本申请涉及视频监控技术领域,尤其涉及一种分布式数据计算的任务分配方法和任务分配装置。
目前Spark中弹性分布式数据集的数据初始化方式主要有两种:直接从集合中获取数据,并存入RDD(Resilient Distributed Datasets,弹性分布式数据集)中;读取本地或者分布式文件系统(HDFS、S3等)的文本文件、sequence文件等。对于HBase中的数据,主要是通过HBase客户端拉取数据,进行转化处理后,保存到RDD中,分发到多个切片中,再通过RDD的算子进行分布式计算。
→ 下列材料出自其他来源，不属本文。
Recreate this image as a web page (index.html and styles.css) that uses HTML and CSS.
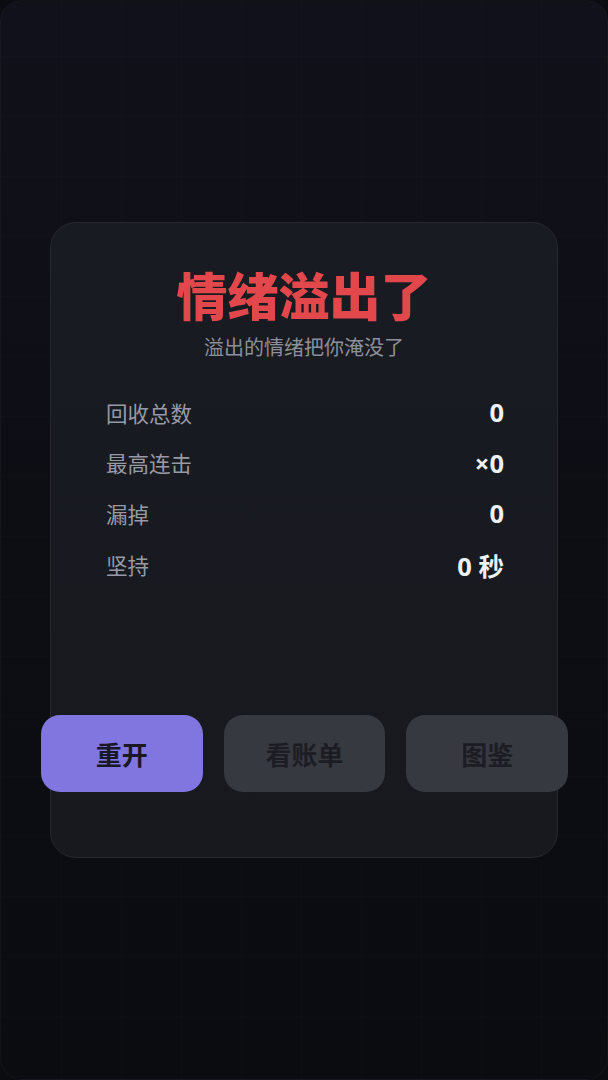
FILE: index.html
```html
<!DOCTYPE html>
<html lang="zh-CN">
<head>
<meta charset="utf-8">
<title>情绪溢出了</title>
<link rel="stylesheet" href="styles.css">
</head>
<body>
<div class="frame">
  <div class="card">
    <h1 class="title">情绪溢出了</h1>
    <p class="subtitle">溢出的情绪把你淹没了</p>
    <div class="stats">
      <div class="row"><span class="label">回收总数</span><span class="value">0</span></div>
      <div class="row"><span class="label">最高连击</span><span class="value">×0</span></div>
      <div class="row"><span class="label">漏掉</span><span class="value">0</span></div>
      <div class="row"><span class="label">坚持</span><span class="value">0 秒</span></div>
    </div>
    <div class="actions">
      <button class="btn primary">重开</button>
      <button class="btn">看账单</button>
      <button class="btn">图鉴</button>
    </div>
  </div>
</div>
</body>
</html>
```

FILE: styles.css
```css
html, body {
  margin: 0;
  padding: 0;
  background: #0b0c10;
}
body {
  width: 608px;
  height: 1080px;
  overflow: hidden;
  font-family: "Noto Sans CJK SC", "Noto Sans", sans-serif;
}
.frame {
  box-sizing: border-box;
  width: 608px;
  height: 1080px;
  border-radius: 22px;
  border: 1px solid rgba(255,255,255,0.03);
  background-color: #0d0e13;
  background-image:
    linear-gradient(rgba(255,255,255,0.009) 1px, transparent 1px),
    linear-gradient(90deg, rgba(255,255,255,0.009) 1px, transparent 1px),
    linear-gradient(180deg, #10111a 0%, #0d0e14 50%, #0b0c10 100%);
  background-size: 60px 60px, 60px 60px, 100% 100%;
  background-position: 0 -5px, 0 0, 0 0;
  padding-top: 221px;
}
.card {
  box-sizing: border-box;
  width: 508px;
  height: 636px;
  margin-left: 49px;
  border: 1px solid #26282f;
  border-radius: 26px;
  background: linear-gradient(180deg, #191b22 0%, #17191f 100%);
  padding: 41px 0 0;
  display: flex;
  flex-direction: column;
  align-items: stretch;
}
.title {
  margin: 0;
  text-align: center;
  font-size: 51px;
  line-height: 60px;
  font-weight: 900;
  color: #e2484b;
  letter-spacing: 0;
}
.subtitle {
  margin: 9px 0 0;
  text-align: center;
  font-size: 20px;
  line-height: 28px;
  color: #8d909b;
}
.stats {
  margin: 26px 53px 0 55px;
  display: flex;
  flex-direction: column;
}
.row {
  height: 50.6px;
  display: flex;
  align-items: center;
  justify-content: space-between;
}
.label {
  font-size: 21.5px;
  color: #979aa4;
}
.value {
  font-family: "Noto Sans", "Noto Sans CJK SC", sans-serif;
  font-size: 25.5px;
  font-weight: 700;
  color: #eef0f5;
}
.actions {
  margin: 126px -11px 0 -10px;
  display: grid;
  grid-template-columns: 1fr 1fr 1fr;
  gap: 21px;
}
.btn {
  height: 77px;
  border: none;
  border-radius: 19px;
  background: #373941;
  color: #1c1d24;
  font-family: "Noto Sans CJK SC", "Noto Sans", sans-serif;
  font-size: 26px;
  font-weight: 700;
  padding: 0;
}
.btn.primary {
  background: #8176e0;
  color: #181827;
}
```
这样数据需要反复走网络,造成IO冗余,增加耗时。
发明内容
本申请的目的是提供一种分布式数据计算的任务分配方法和任务分配装置,其将分布式数据库中的数据存储信息作为计算任务的参数,再将计算任务分配到数据存储信息对应的存储节点,由存储节点对计算任务中指向的数据进行计算,计算过程中只需调用本地内存数据,减少了多次数据转发导致的IO冗余和耗时。
为实现上述目的,具体采用以下技术方案:
一方面采用一种分布式数据计算的任务分配方法,包括:
接收分布式数据中计算的目标数据的存储参数;
根据所述存储参数将所述目标数据的数据片映射到弹性分布式数据集,每个数据片分别对应所述弹性分布式数据集中的一个分区;
将分区指定到存储节点生成计算任务进行计算。
另一方面采用一种分布式数据计算的任务分配装置,包括:
目标数据确认单元,用于接收分布式数据中计算的目标数据的存储参数;
目标数据映射单元,用于根据所述存储参数将所述目标数据的数据片映射到弹性分布式数据集,每个数据片分别对应所述弹性分布式数据集中的一个分区;
计算任务分配单元,用于将分区指定到存储节点生成计算任务进行计算。
本申请的提供一种电子设备,其特征在于,所述电子设备包括:壳体、处理器、存储器、电路板和电源电路,其中,所述电路板安置在所述壳体围成的空间内部,所述处理器和所述存储器设置在所述电路板上;所述电源电路,用于为所述电子设备的各个电路或器件供电;所述存储器用于存储可执行程序代码;所述处理器通过读取所述存储器中存储的可执行程序代码来运行与可执行程序代码对应的程序,以用于执行所述分布式数据计算的任务分配方法。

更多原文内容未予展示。